***** EXCERPTED RECORDS *****

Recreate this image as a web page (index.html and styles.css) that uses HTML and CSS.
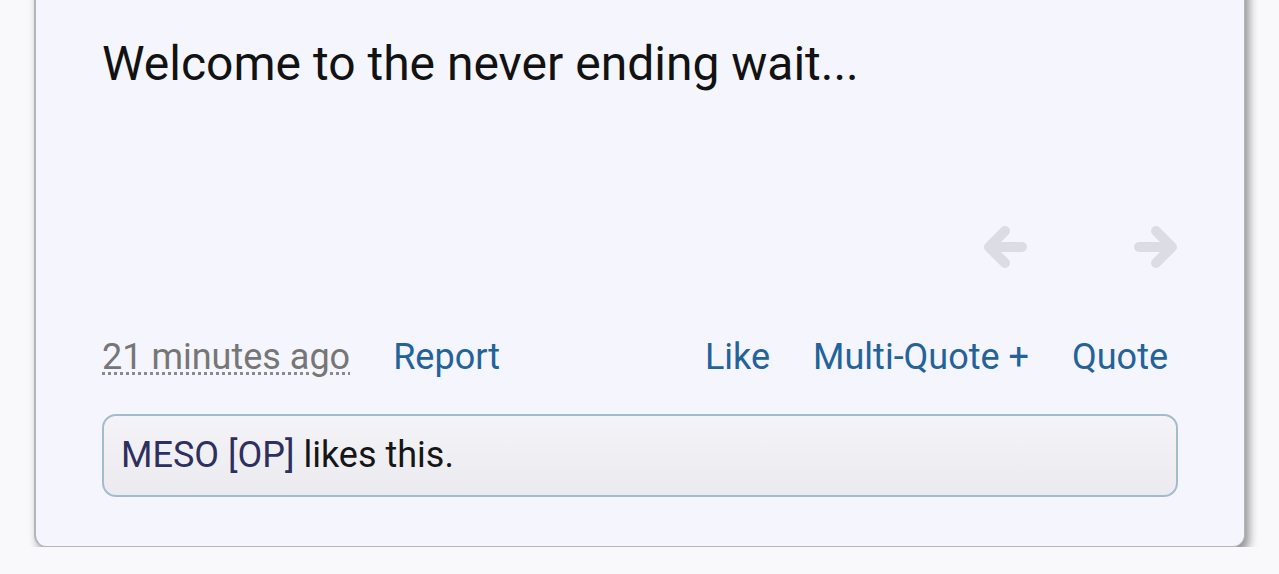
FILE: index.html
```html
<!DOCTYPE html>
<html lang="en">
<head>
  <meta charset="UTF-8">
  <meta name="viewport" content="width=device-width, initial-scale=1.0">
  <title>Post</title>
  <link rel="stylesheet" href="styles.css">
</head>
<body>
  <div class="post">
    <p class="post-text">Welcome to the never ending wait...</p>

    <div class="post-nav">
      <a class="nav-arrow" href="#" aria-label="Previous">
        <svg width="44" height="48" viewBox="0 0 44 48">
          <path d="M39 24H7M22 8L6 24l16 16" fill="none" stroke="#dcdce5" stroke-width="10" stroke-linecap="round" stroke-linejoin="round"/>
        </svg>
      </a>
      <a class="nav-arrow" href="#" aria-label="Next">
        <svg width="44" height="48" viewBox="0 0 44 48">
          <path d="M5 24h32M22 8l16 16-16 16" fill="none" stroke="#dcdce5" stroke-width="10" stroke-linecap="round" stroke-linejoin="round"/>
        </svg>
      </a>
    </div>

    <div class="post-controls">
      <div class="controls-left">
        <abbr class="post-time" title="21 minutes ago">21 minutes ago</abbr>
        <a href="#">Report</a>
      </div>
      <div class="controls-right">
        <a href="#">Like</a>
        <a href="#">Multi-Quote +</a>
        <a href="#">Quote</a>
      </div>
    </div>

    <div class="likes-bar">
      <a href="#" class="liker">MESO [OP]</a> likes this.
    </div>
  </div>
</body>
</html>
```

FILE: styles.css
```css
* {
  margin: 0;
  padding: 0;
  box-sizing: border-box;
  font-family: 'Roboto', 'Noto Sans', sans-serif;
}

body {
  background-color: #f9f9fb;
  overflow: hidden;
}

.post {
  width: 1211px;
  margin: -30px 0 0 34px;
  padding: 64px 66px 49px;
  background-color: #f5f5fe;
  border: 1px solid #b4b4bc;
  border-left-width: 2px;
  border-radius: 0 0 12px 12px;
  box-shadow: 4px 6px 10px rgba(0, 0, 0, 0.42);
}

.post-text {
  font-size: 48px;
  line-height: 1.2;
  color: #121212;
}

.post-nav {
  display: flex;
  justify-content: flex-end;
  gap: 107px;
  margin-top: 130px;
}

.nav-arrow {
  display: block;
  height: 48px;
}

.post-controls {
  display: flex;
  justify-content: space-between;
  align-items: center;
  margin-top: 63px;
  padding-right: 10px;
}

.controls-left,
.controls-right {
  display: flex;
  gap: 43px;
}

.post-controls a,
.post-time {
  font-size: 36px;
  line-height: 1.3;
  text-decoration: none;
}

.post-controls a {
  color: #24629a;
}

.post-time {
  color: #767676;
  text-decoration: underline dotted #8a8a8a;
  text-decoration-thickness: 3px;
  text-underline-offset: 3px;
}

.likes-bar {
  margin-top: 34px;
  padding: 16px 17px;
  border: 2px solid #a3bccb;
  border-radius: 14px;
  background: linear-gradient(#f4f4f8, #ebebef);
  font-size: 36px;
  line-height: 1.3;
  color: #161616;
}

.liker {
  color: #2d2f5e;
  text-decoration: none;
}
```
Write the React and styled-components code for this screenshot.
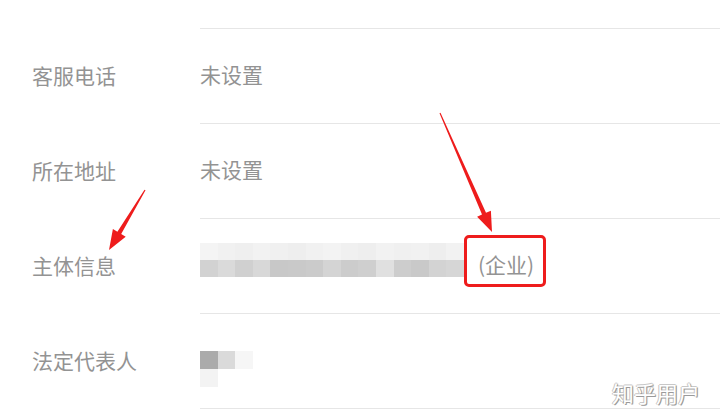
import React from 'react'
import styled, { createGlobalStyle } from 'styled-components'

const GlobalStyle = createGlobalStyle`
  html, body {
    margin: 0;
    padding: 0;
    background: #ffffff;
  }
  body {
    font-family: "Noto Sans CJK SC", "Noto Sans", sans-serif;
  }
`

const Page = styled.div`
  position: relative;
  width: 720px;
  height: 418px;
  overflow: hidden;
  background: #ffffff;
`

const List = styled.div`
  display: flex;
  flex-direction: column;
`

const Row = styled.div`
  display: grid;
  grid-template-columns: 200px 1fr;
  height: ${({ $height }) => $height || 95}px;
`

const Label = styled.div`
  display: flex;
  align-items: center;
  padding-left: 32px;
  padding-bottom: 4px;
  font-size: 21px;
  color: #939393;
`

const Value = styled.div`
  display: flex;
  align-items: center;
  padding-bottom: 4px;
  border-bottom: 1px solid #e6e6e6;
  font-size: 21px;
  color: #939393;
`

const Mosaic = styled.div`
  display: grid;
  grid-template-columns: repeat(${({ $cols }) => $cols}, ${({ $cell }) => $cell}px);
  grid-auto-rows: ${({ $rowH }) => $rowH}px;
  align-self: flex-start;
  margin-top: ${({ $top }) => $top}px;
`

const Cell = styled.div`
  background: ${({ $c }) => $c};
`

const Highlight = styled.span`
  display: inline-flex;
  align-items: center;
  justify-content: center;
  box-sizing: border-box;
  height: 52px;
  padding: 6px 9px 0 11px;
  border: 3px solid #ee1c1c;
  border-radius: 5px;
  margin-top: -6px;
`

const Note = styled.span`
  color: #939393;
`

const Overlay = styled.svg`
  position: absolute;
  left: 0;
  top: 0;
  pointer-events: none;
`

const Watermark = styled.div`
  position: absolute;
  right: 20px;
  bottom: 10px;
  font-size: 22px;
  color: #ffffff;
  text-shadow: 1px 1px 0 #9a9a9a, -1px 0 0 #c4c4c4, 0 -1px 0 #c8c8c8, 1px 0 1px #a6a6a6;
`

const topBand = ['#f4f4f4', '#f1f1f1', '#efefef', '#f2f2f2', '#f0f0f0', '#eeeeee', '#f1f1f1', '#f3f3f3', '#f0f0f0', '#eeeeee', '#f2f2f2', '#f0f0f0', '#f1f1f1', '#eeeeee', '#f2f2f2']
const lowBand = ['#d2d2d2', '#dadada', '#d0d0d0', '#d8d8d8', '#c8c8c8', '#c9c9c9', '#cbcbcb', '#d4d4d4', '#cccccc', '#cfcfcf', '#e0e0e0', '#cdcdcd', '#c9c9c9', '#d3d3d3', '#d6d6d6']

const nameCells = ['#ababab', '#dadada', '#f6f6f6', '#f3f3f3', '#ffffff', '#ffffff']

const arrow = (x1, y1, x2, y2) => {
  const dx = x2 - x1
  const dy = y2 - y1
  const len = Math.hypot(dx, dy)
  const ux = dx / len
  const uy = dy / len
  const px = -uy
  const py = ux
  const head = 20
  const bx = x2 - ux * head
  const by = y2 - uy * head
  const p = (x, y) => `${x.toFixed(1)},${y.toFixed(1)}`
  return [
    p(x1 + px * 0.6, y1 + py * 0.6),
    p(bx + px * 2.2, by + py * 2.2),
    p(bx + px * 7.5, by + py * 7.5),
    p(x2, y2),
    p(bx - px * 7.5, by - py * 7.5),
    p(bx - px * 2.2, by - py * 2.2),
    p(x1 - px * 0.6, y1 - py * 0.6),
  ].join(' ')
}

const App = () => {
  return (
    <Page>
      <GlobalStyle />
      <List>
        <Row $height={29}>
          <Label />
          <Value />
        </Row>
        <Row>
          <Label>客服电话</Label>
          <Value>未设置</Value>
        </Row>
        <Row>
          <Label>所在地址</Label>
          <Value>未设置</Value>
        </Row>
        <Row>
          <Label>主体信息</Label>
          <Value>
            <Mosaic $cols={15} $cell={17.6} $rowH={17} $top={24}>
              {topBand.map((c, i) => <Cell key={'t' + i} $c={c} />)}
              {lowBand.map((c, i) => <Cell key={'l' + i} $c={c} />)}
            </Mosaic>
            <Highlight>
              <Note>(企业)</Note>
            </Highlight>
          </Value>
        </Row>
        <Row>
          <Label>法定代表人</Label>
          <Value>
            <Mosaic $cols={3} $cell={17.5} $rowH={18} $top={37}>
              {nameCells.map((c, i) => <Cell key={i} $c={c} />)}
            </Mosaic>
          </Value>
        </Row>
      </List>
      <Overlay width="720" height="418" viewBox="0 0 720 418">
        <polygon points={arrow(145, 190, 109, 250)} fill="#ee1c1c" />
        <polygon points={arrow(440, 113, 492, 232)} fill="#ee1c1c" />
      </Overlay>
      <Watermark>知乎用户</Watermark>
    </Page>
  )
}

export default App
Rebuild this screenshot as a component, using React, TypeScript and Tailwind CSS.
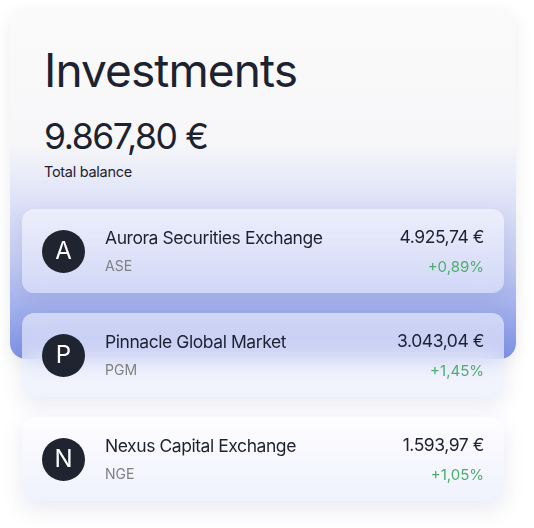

*****

WHAT NEEDS TO BE DONE ::
Across the data above, how many lines include the word "this"? Give only the count.

PROBLEM SOLUTION ::
4